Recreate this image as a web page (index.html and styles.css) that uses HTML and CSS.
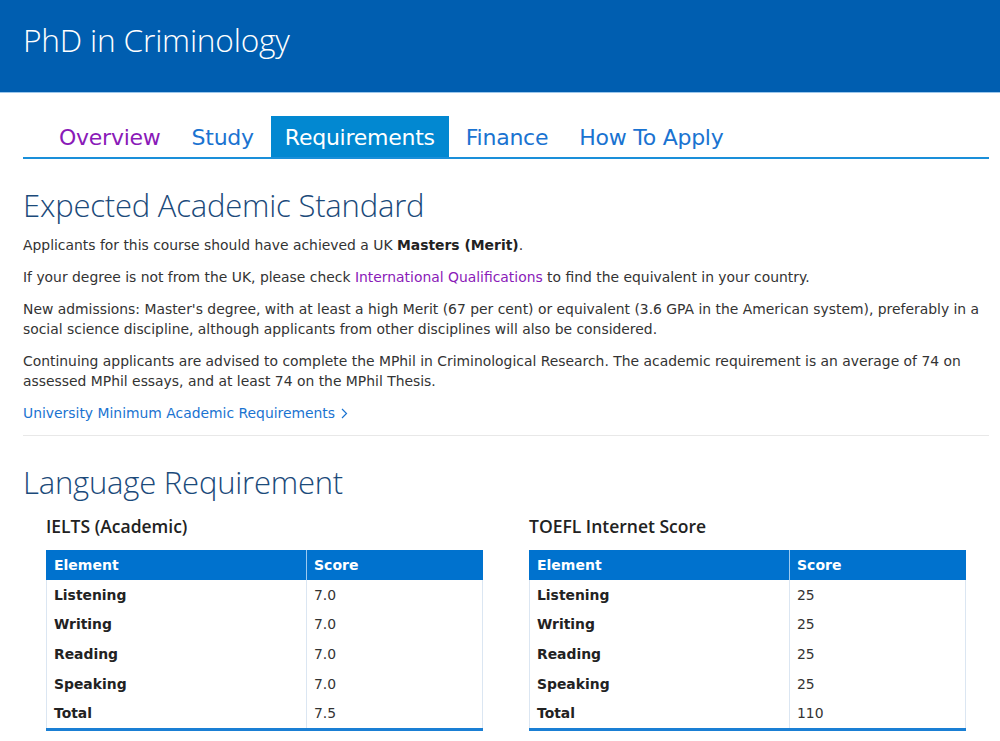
FILE: index.html
```html
<!DOCTYPE html>
<html lang="en">
<head>
<meta charset="utf-8">
<title>PhD in Criminology</title>
<link rel="stylesheet" href="styles.css">
</head>
<body>
<header class="banner">
  <h1 class="banner-title">PhD in Criminology</h1>
</header>
<main class="page">
  <nav class="tabs">
    <a class="tab tab-visited" href="#">Overview</a>
    <a class="tab" href="#">Study</a>
    <a class="tab tab-active" href="#">Requirements</a>
    <a class="tab" href="#">Finance</a>
    <a class="tab" href="#">How To Apply</a>
  </nav>

  <section class="section">
    <h2 class="section-title">Expected Academic Standard</h2>
    <p>Applicants for this course should have achieved a UK <strong>Masters (Merit)</strong>.</p>
    <p>If your degree is not from the UK, please check <a class="link-visited" href="#">International Qualifications</a> to find the equivalent in your country.</p>
    <p>New admissions: Master's degree, with at least a high Merit (67 per cent) or equivalent (3.6 GPA in the American system), preferably in a social science discipline, although applicants from other disciplines will also be considered.</p>
    <p>Continuing applicants are advised to complete the MPhil in Criminological Research. The academic requirement is an average of 74 on assessed MPhil essays, and at least 74 on the MPhil Thesis.</p>
    <p class="more"><a class="link" href="#">University Minimum Academic Requirements <svg class="chev" width="7" height="11" viewBox="0 0 7 11"><path d="M1 1l4.5 4.5L1 10" fill="none" stroke="currentColor" stroke-width="1.2"/></svg></a></p>
  </section>

  <section class="section lang">
    <h2 class="section-title">Language Requirement</h2>
    <div class="tables">
      <div class="score-block">
        <h3 class="score-title">IELTS (Academic)</h3>
        <table class="score-table">
          <thead><tr><th>Element</th><th>Score</th></tr></thead>
          <tbody>
            <tr><td class="el">Listening</td><td>7.0</td></tr>
            <tr><td class="el">Writing</td><td>7.0</td></tr>
            <tr><td class="el">Reading</td><td>7.0</td></tr>
            <tr><td class="el">Speaking</td><td>7.0</td></tr>
            <tr><td class="el">Total</td><td>7.5</td></tr>
          </tbody>
        </table>
      </div>
      <div class="score-block">
        <h3 class="score-title">TOEFL Internet Score</h3>
        <table class="score-table">
          <thead><tr><th>Element</th><th>Score</th></tr></thead>
          <tbody>
            <tr><td class="el">Listening</td><td>25</td></tr>
            <tr><td class="el">Writing</td><td>25</td></tr>
            <tr><td class="el">Reading</td><td>25</td></tr>
            <tr><td class="el">Speaking</td><td>25</td></tr>
            <tr><td class="el">Total</td><td>110</td></tr>
          </tbody>
        </table>
      </div>
    </div>
  </section>
</main>
</body>
</html>
```

FILE: styles.css
```css
html, body {
  margin: 0;
  padding: 0;
  background: #ffffff;
}
body {
  font-family: "DejaVu Sans", Verdana, sans-serif;
  font-size: 13.9px;
  color: #333333;
}
.banner {
  background: #005eb0;
  height: 92px;
  border-bottom: 1px solid #9cc7ec;
  display: flex;
  align-items: center;
  padding: 0 23px;
}
.banner-title {
  margin: 0 0 14px 0;
  font-family: "Open Sans", sans-serif;
  font-weight: 300;
  font-size: 31.7px;
  color: #ffffff;
  letter-spacing: -0.2px;
}
.page {
  padding: 0 11px 0 23px;
}
.tabs {
  display: flex;
  margin-top: 23px;
  padding-left: 22px;
  border-bottom: 2px solid #1a8fd9;
  height: 41px;
  align-items: stretch;
}
.tab {
  display: flex;
  align-items: center;
  padding: 2px 14px 0 14px;
  margin-right: 3px;
  font-size: 22px;
  color: #1a73d1;
  text-decoration: none;
  letter-spacing: -0.25px;
}
.tab-visited { color: #8a1ab8; }
.tab-active {
  background: #0288d1;
  color: #ffffff;
}
.section {
  padding-bottom: 1px;
}
.section-title {
  font-family: "Open Sans", sans-serif;
  font-weight: 300;
  font-size: 31px;
  color: #1b4a7a;
  margin: 26px 0 10px 0;
  line-height: 40px;
  letter-spacing: -0.2px;
}
.section p {
  margin: 0 0 12px 0;
  line-height: 20px;
}
.section p strong {
  color: #222;
}
.link-visited { color: #8a1ab8; text-decoration: none; }
.link { color: #1a73d1; text-decoration: none; }
.chev { vertical-align: -1px; margin-left: 2px; }
.section .more {
  margin-bottom: 0;
  padding-bottom: 12px;
  border-bottom: 1px solid #e8e8e8;
}
.lang .section-title {
  margin-top: 25px;
  margin-bottom: 12px;
}
.tables {
  display: grid;
  grid-template-columns: 437px 437px;
  column-gap: 46px;
  padding-left: 23px;
}
.score-title {
  font-family: "Open Sans", sans-serif;
  font-weight: 600;
  font-size: 17.5px;
  color: #222222;
  margin: 0 0 12px 0;
  line-height: 24px;
}
.score-table {
  width: 100%;
  border-collapse: collapse;
  border-bottom: 3px solid #1a7fd4;
}
.score-table th {
  background: #0072ce;
  color: #ffffff;
  text-align: left;
  font-weight: bold;
  font-size: 14px;
  padding: 0 7px;
  height: 30px;
  border-right: 1px solid #9ccaf0;
}
.score-table th:first-child { border-left: 1px solid #0072ce; }
.score-table th:last-child { border-right: 1px solid #0072ce; }
.score-table td {
  padding: 0 7px;
  height: 29.6px;
  border-right: 1px solid #dbe6f2;
  color: #333;
}
.score-table td:first-child {
  border-left: 1px solid #dbe6f2;
  width: 245px;
}
.score-table td.el {
  font-weight: bold;
  color: #222;
}
```
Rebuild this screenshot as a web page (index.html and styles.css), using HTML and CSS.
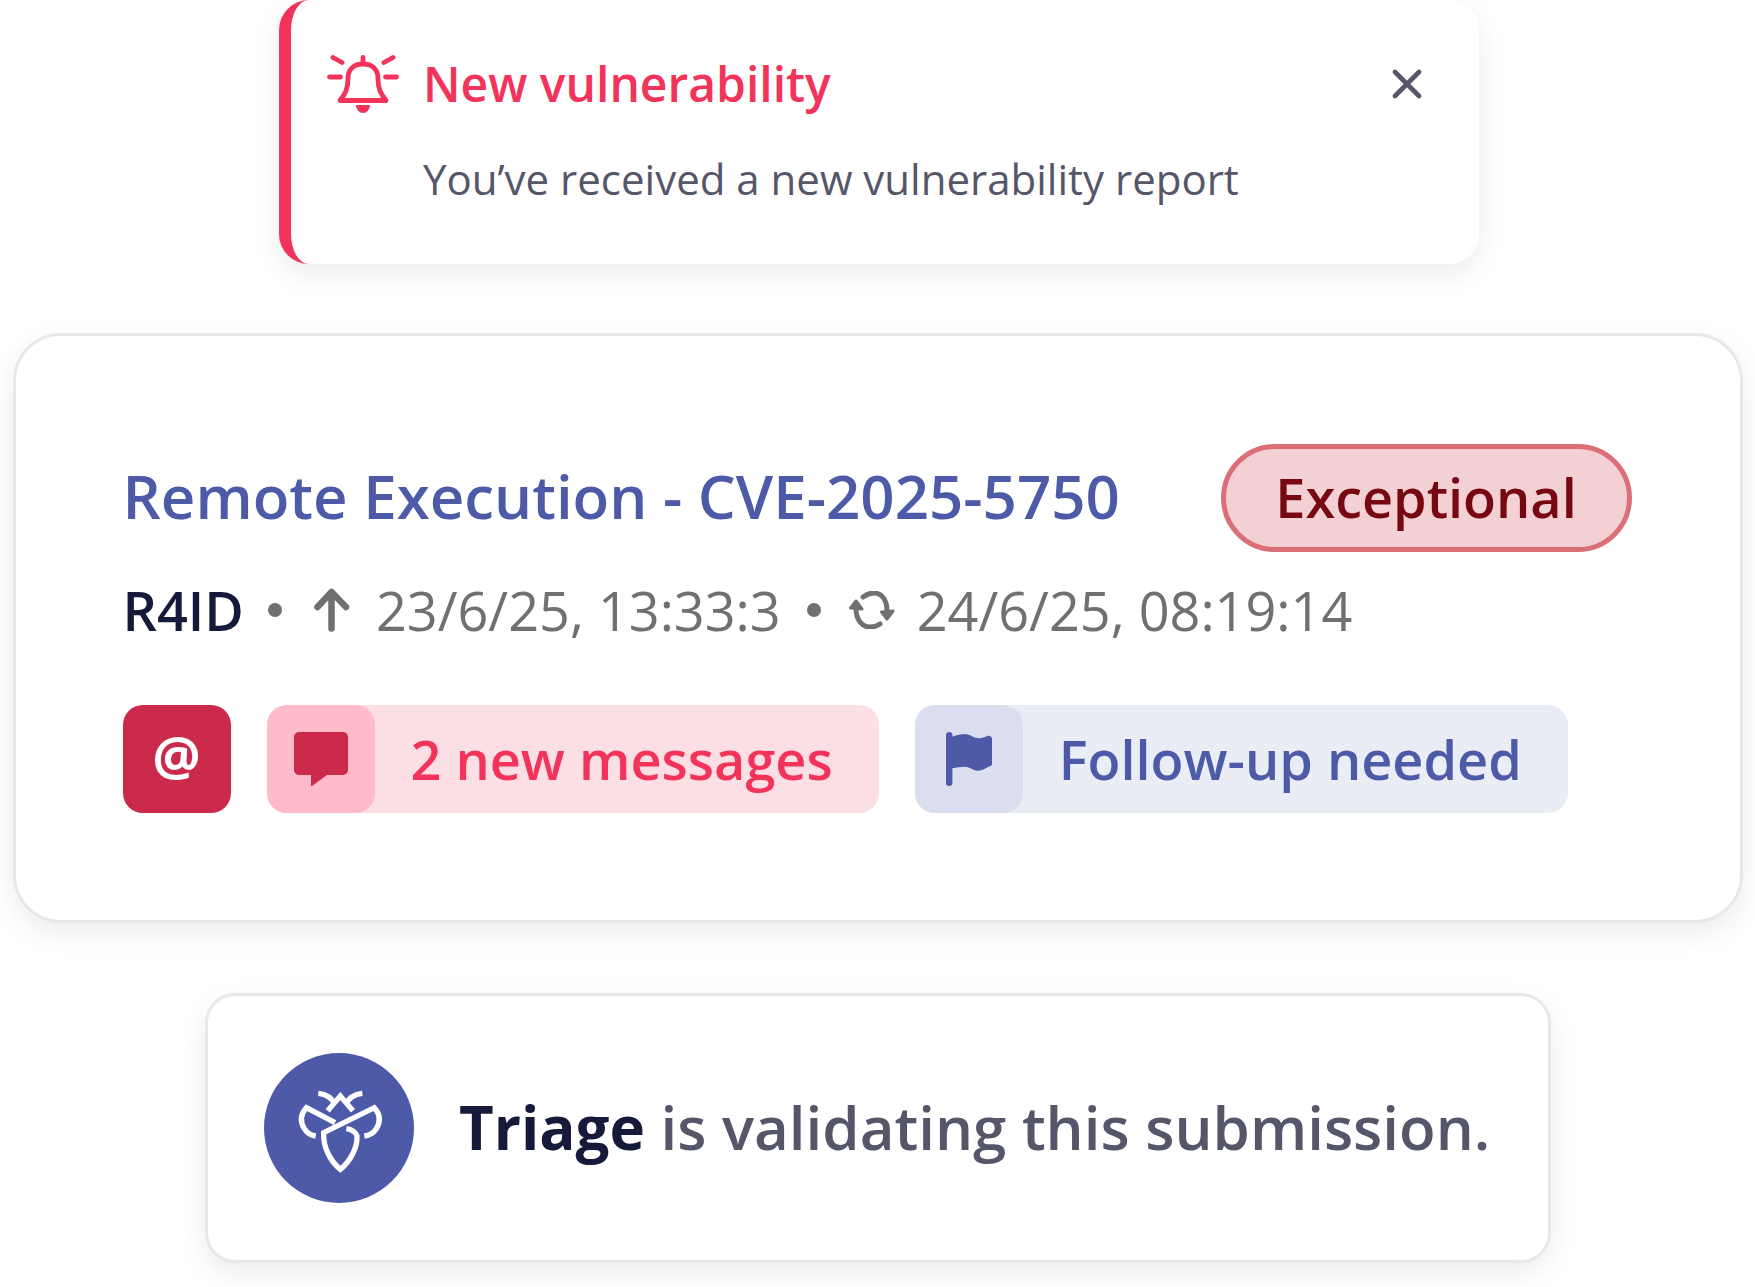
FILE: index.html
```html
<!DOCTYPE html>
<html lang="en">
<head>
<meta charset="utf-8">
<title>Vulnerability report</title>
<link rel="stylesheet" href="styles.css">
</head>
<body>
<main class="stack">
  <section class="toast">
    <div class="toast-head">
      <svg class="bell" viewBox="0 0 72 58" fill="none" stroke="#f2335a" stroke-width="4.8" stroke-linecap="round" stroke-linejoin="round">
        <path d="M13 45.500C18 39 21 34 21 24C21 14 27 9 36 9C45 9 51 14 51 24C51 34 54 39 59 45.500Z"/>
        <path d="M36 2.500V8M6 2.500L15 7.500M66 2.500L57 7.500M2.500 22H13.500M58.500 22H69.500"/>
        <path d="M29 50H43A7 8 0 0 1 29 50Z" fill="#f2335a" stroke="none"/>
      </svg>
      <h2 class="toast-title">New vulnerability</h2>
      <svg class="close" viewBox="0 0 30 30" fill="none" stroke="#55566a" stroke-width="4.600" stroke-linecap="round"><path d="M3 3L27 27M27 3L3 27"/></svg>
    </div>
    <p class="toast-body">You’ve received a new vulnerability report</p>
  </section>

  <section class="card">
    <div class="title-row">
      <h1 class="title">Remote Execution - CVE-2025-5750</h1>
      <span class="badge">Exceptional</span>
    </div>
    <div class="meta">
      <span class="author">R4ID</span>
      <span class="dot"></span>
      <svg class="ic-up" viewBox="8 5 37 47" fill="none" stroke="#707070" stroke-width="6.500" stroke-linecap="round" stroke-linejoin="round"><path d="M26.500 11V46.500M12.500 25L26.500 10L41 25"/></svg>
      <span class="time">23/6/25, 13:33:3</span>
      <span class="dot"></span>
      <svg class="ic-sync" viewBox="13 16 48 38" fill="none" stroke="#707070" stroke-width="5" stroke-linecap="round" stroke-linejoin="round">
        <path d="M28 22C32 19 36 18 39 18C47 18 52 25 52 36"/>
        <path d="M46.500 37L58 36L52 44Z" fill="#707070" stroke-width="3"/>
        <path d="M45 49C42 51 38 52 35 52C27 52 21 45 21 33"/>
        <path d="M15.500 33L27 34L21 26Z" fill="#707070" stroke-width="3"/>
      </svg>
      <span>24/6/25, 08:19:14</span>
    </div>
    <div class="tags">
      <span class="at">@</span>
      <div class="pill pill-red">
        <span class="pill-icon">
          <svg class="ic-chat" viewBox="0 0 54 54" fill="#cb2a4b"><path d="M5 0H49A5 5 0 0 1 54 5V38A5 5 0 0 1 49 43H33L18 54Q17 54.500 17 53V43H5A5 5 0 0 1 0 38V5A5 5 0 0 1 5 0Z"/></svg>
        </span>
        <span class="pill-text">2 new messages</span>
      </div>
      <div class="pill pill-blue">
        <span class="pill-icon">
          <svg class="ic-flag" viewBox="0 0 46 54" fill="#4d5aa8"><path d="M3.200 0A3.200 3.200 0 0 1 6.400 3.200V4.700C11 3 15 2 19 2C24 2 28 6.300 33 6.300C36 6.300 39 5 42 3.800C44 3.200 46 4.500 46 7V32C46 33.500 45 34 42 35C39 36.800 36 38.700 32 38.700C27 38.700 24 34.700 19 34.700C15 34.700 10 35.500 6.400 36.300V50.800A3.200 3.200 0 0 1 0 50.800V3.200A3.200 3.200 0 0 1 3.200 0Z"/></svg>
        </span>
        <span class="pill-text">Follow-up needed</span>
      </div>
    </div>
  </section>

  <section class="status">
    <span class="logo">
      <svg viewBox="-4 -4 300 300" fill="none" stroke="#fff" stroke-width="16" stroke-linejoin="miter">
        <path d="M84 42C108 44 125 56 134 76M216 42C192 44 175 56 166 76M112 94L150 50L188 94"/>
        <path d="M134 130L48 85C30 105 28 125 42 148C50 160 62 168 76 170"/>
        <path d="M222 170C238 168 250 160 258 148C272 125 270 105 252 85L100 160C98 205 120 245 150 270C180 245 202 205 200 170C198 160 185 150 168 148"/>
      </svg>
    </span>
    <p class="status-text"><strong>Triage</strong> is validating this submission.</p>
  </section>
</main>
</body>
</html>
```

FILE: styles.css
```css
* { box-sizing: border-box; }
html, body { margin: 0; padding: 0; background: #fff; }
body { font-family: "Open Sans", "Noto Sans", sans-serif; width: 1755px; height: 1287px; overflow: hidden; }
h1, h2, p { margin: 0; font-weight: inherit; }

.stack { display: flex; flex-direction: column; align-items: center; }

.toast {
  width: 1200px; height: 264px; margin-left: 3px;
  border-left: 12px solid #f2335a;
  border-radius: 30px;
  background: #fff;
  box-shadow: 0 10px 30px rgba(0,0,0,.08);
  padding: 55px 57px 0 36px;
}
.toast-head { display: flex; align-items: center; height: 58px; }
.bell { width: 72px; height: 58px; flex: none; }
.toast-title { font-size: 48px; font-weight: 600; color: #f2335a; margin-left: 24px; line-height: 58px; flex: 1; }
.close { width: 30px; height: 30px; flex: none; }
.toast-body { font-size: 42px; color: #55566a; margin-left: 96px; margin-top: 38px; line-height: 56px; }

.card {
  width: 1730px; height: 590px; margin-top: 69px;
  border: 3px solid #e8e8e8;
  border-radius: 48px;
  background: #fff;
  box-shadow: 0 10px 30px rgba(0,0,0,.08);
  padding: 108px 107px 0;
  display: flex; flex-direction: column;
}
.title-row { display: flex; align-items: center; justify-content: space-between; height: 108px; }
.title { font-size: 60px; font-weight: 600; color: #4d5aa8; white-space: nowrap; padding-bottom: 4px; }
.badge {
  width: 411px; height: 108px; border: 5px solid #db6f78; border-radius: 54px;
  background: #f3d0d3; color: #770710;
  font-size: 54px; font-weight: 600; padding-bottom: 2px;
  display: flex; align-items: center; justify-content: center;
  margin-right: 1px;
}
.meta { display: flex; align-items: center; height: 72px; margin-top: 22px; font-size: 54px; color: #707070; white-space: nowrap; }
.author { font-weight: 600; color: #15193a; }
.dot { width: 14px; height: 14px; border-radius: 50%; background: #707070; margin: 0 27px 0 24px; flex: none; }
.ic-up { width: 37px; height: 47px; flex: none; margin: 0 26px 0 4px; }
.time { margin-right: 2px; }
.ic-sync { width: 48px; height: 38px; flex: none; margin-right: 21px; }
.tags { display: flex; gap: 36px; margin-top: 59px; }
.at {
  width: 108px; height: 108px; border-radius: 20px; background: #cb2a4b; color: #fff;
  font-size: 54px; font-weight: 700; padding-bottom: 9px;
  display: flex; align-items: center; justify-content: center; flex: none;
}
.pill { display: flex; align-items: center; height: 108px; border-radius: 20px; padding-right: 46px; gap: 36px; }
.pill-icon { width: 108px; height: 108px; border-radius: 20px; display: flex; align-items: center; justify-content: center; flex: none; }
.pill-text { font-size: 54px; font-weight: 600; white-space: nowrap; padding-bottom: 1px; }
.pill-red { background: #fcdfe4; color: #f2335a; }
.pill-red .pill-icon { background: #ffbbc9; }
.pill-blue { background: #eaedf6; color: #4d5aa8; }
.pill-blue .pill-icon { background: #dbdeee; }
.ic-chat { width: 54px; height: 54px; }
.ic-flag { width: 46px; height: 54px; }

.status {
  width: 1346px; height: 270px; margin-top: 70px;
  border: 3px solid #e8e8e8;
  border-radius: 30px;
  background: #fff;
  box-shadow: 0 10px 30px rgba(0,0,0,.08);
  padding-left: 56.500px;
  display: flex; align-items: center; gap: 45px;
}
.logo { width: 150px; height: 150px; border-radius: 50%; background: #4d5aa8; display: flex; align-items: center; justify-content: center; flex: none; }
.logo svg { width: 100px; height: 100px; }
.status-text { font-size: 60px; font-weight: 600; color: #55566a; white-space: nowrap; padding-bottom: 2px; }
.status-text strong { font-weight: 700; color: #15193a; }
```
┄┄┄┄┄┄┄┄┄┄┄┄┄┄┄┄┄┄┄┄
§ Problem details:
Of the lines in the records, determine how many contain the word "this", and report that number alone.

§ Exercise answer:
4